Give the data below again exactly as written, without its pictures.

________

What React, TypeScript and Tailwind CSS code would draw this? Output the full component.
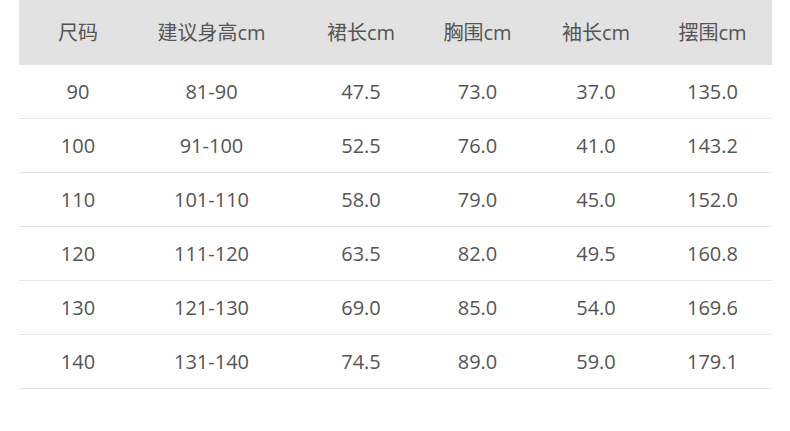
import React from "react";

const headers = ["尺码", "建议身高cm", "裙长cm", "胸围cm", "袖长cm", "摆围cm"];
const rows = [
  ["90", "81-90", "47.5", "73.0", "37.0", "135.0"],
  ["100", "91-100", "52.5", "76.0", "41.0", "143.2"],
  ["110", "101-110", "58.0", "79.0", "45.0", "152.0"],
  ["120", "111-120", "63.5", "82.0", "49.5", "160.8"],
  ["130", "121-130", "69.0", "85.0", "54.0", "169.6"],
  ["140", "131-140", "74.5", "89.0", "59.0", "179.1"],
];

const grid = "grid grid-cols-[118px_149px_150px_83px_154px_79px_1fr] items-center";

export default function App() {
  return (
    <div
      className="w-[790px] h-[431px] bg-white text-[#555555] text-[20px]"
      style={{ fontFamily: '"Open Sans", "Noto Sans CJK SC", sans-serif' }}
    >
      <div className="ml-[19px] w-[753px]">
        <div className={`${grid} h-[65px] bg-[#e2e2e2]`}>
          {headers.map((h) => (
            <div key={h} className="text-center whitespace-nowrap">
              {h}
            </div>
          ))}
          <div />
        </div>
        {rows.map((r, i) => (
          <div key={i} className={`${grid} h-[54px] border-b border-[#e6e6e6]`}>
            {r.map((c, j) => (
              <div key={j} className="text-center whitespace-nowrap">
                {c}
              </div>
            ))}
            <div />
          </div>
        ))}
      </div>
    </div>
  );
}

________

The output =
What React, TypeScript and Tailwind CSS code would draw this? Output the full component.
import React from "react";

const headers = ["尺码", "建议身高cm", "裙长cm", "胸围cm", "袖长cm", "摆围cm"];
const rows = [
  ["90", "81-90", "47.5", "73.0", "37.0", "135.0"],
  ["100", "91-100", "52.5", "76.0", "41.0", "143.2"],
  ["110", "101-110", "58.0", "79.0", "45.0", "152.0"],
  ["120", "111-120", "63.5", "82.0", "49.5", "160.8"],
  ["130", "121-130", "69.0", "85.0", "54.0", "169.6"],
  ["140", "131-140", "74.5", "89.0", "59.0", "179.1"],
];

const grid = "grid grid-cols-[118px_149px_150px_83px_154px_79px_1fr] items-center";

export default function App() {
  return (
    <div
      className="w-[790px] h-[431px] bg-white text-[#555555] text-[20px]"
      style={{ fontFamily: '"Open Sans", "Noto Sans CJK SC", sans-serif' }}
    >
      <div className="ml-[19px] w-[753px]">
        <div className={`${grid} h-[65px] bg-[#e2e2e2]`}>
          {headers.map((h) => (
            <div key={h} className="text-center whitespace-nowrap">
              {h}
            </div>
          ))}
          <div />
        </div>
        {rows.map((r, i) => (
          <div key={i} className={`${grid} h-[54px] border-b border-[#e6e6e6]`}>
            {r.map((c, j) => (
              <div key={j} className="text-center whitespace-nowrap">
                {c}
              </div>
            ))}
            <div />
          </div>
        ))}
      </div>
    </div>
  );
}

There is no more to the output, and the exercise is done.